Task prompt: Select all lines holding the word "styles" from the entries that follow.
start
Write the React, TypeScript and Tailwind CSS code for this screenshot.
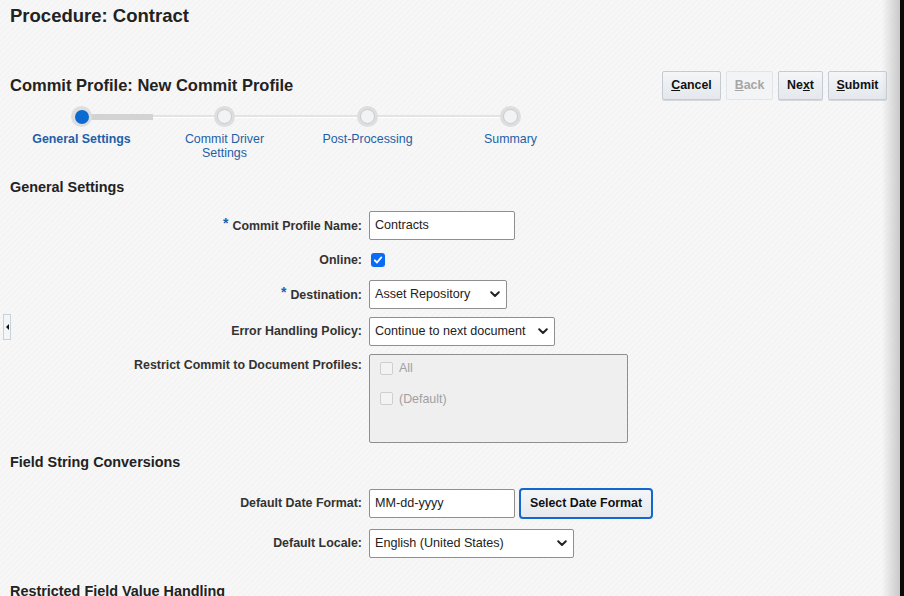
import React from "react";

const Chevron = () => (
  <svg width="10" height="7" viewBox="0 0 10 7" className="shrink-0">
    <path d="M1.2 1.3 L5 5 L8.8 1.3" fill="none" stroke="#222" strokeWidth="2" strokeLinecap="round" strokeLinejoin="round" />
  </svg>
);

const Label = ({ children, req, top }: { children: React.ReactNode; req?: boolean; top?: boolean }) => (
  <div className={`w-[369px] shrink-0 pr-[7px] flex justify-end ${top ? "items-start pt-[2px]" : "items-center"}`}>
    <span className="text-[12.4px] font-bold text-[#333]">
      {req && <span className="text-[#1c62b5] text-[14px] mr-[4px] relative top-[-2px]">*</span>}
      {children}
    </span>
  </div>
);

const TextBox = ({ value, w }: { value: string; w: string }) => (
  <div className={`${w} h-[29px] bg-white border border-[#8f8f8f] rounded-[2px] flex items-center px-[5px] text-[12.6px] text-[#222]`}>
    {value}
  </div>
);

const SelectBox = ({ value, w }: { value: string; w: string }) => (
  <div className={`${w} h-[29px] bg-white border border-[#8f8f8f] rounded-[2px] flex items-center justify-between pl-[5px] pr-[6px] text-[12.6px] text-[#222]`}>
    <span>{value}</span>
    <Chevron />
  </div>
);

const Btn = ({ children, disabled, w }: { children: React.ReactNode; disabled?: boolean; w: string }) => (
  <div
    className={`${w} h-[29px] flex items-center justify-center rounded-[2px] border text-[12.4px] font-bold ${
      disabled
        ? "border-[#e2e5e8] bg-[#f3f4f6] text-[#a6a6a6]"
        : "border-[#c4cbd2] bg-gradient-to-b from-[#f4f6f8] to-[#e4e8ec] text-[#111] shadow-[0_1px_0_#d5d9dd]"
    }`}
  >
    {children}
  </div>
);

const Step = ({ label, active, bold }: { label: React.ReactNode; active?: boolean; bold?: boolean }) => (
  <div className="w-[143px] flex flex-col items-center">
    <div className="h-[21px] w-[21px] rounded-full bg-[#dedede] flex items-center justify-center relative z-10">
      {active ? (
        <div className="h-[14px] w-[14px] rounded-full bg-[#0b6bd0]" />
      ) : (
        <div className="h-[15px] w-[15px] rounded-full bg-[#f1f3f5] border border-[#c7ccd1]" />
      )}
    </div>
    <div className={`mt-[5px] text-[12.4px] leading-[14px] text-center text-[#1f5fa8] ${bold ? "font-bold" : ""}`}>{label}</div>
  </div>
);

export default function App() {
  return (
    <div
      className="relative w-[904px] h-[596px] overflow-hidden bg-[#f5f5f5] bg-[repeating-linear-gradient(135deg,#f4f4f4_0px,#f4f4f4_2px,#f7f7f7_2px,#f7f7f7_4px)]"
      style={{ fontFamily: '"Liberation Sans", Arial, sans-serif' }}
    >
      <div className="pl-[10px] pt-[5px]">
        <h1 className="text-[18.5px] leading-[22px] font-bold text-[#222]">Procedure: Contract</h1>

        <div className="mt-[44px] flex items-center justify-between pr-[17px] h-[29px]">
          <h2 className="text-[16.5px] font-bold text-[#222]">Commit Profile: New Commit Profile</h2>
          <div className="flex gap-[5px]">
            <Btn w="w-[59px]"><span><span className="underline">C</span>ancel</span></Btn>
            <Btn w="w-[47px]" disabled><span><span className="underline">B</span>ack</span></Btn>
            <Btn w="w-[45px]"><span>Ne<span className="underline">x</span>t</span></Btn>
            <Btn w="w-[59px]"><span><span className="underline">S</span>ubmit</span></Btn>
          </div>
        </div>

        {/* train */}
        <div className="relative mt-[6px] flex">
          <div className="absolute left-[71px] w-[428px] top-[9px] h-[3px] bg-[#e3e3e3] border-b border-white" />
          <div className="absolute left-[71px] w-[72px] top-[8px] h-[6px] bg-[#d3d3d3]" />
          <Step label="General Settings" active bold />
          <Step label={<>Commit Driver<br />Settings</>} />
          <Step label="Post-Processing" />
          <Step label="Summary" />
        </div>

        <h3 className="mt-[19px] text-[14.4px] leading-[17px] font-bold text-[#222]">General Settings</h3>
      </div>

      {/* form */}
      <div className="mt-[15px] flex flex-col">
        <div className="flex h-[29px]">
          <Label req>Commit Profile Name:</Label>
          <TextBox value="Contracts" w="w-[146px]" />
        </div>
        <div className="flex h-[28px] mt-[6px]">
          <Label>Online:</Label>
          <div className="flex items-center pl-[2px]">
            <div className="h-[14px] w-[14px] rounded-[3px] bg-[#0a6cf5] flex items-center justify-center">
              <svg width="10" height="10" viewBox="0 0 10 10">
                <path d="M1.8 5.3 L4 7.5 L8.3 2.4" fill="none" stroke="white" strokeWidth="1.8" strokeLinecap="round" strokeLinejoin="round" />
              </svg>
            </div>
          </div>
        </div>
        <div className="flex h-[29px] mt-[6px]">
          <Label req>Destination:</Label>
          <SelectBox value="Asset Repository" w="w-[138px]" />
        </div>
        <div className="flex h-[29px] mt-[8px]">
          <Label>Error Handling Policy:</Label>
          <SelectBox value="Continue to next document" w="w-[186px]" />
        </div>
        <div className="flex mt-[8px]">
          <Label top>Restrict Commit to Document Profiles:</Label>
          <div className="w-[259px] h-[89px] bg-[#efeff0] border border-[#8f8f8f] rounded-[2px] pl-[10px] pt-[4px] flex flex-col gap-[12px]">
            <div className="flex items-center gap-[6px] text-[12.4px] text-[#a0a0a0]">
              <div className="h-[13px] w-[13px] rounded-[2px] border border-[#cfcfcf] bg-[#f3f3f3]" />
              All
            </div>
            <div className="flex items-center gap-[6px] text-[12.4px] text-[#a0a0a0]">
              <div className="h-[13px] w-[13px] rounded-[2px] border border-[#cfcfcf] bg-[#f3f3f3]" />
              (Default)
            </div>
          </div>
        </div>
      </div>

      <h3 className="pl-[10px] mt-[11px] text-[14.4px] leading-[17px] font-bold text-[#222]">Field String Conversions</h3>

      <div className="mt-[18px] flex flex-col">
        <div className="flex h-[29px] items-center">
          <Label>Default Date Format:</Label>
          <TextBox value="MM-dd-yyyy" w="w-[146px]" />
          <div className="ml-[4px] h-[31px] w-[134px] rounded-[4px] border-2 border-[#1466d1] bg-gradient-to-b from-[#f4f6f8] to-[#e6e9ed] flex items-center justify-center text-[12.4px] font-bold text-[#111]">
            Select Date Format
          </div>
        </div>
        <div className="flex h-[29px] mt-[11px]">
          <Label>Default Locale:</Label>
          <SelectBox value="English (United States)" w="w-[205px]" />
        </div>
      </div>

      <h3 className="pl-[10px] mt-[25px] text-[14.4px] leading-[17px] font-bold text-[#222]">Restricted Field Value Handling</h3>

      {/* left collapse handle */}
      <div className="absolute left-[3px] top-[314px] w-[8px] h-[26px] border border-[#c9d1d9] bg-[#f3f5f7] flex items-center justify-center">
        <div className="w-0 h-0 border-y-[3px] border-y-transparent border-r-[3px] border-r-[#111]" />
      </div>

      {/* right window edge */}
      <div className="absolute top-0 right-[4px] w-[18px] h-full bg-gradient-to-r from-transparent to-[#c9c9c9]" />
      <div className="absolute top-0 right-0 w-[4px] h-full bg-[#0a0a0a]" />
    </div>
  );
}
end
start
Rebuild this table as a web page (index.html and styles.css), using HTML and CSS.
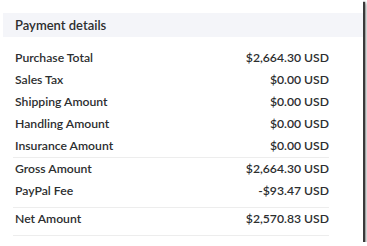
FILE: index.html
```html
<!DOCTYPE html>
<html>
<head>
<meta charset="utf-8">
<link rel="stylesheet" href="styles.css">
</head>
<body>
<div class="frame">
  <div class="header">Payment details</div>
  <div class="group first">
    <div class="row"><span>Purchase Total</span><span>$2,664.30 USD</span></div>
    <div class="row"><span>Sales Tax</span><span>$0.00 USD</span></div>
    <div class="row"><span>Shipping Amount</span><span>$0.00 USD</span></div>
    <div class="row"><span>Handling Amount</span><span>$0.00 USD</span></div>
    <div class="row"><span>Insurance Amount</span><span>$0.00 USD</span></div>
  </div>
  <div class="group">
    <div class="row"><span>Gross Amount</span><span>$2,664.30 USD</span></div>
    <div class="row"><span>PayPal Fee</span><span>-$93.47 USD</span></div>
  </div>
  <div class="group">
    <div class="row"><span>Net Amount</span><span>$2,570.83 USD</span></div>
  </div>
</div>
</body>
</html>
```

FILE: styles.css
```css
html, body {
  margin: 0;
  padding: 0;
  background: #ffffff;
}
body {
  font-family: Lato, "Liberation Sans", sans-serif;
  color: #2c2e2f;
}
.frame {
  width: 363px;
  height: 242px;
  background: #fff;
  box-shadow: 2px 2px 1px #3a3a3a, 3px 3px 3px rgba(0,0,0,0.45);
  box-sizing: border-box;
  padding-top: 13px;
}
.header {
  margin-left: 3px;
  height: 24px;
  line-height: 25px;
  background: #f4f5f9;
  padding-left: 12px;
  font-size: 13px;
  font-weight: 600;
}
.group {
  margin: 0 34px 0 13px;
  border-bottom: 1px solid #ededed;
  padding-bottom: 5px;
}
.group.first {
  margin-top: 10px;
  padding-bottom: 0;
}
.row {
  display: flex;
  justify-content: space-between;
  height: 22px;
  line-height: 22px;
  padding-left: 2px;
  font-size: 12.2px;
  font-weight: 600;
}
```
end
Task answer:
Rebuild this table as a web page (index.html and styles.css), using HTML and CSS.
<link rel="stylesheet" href="styles.css">
FILE: styles.css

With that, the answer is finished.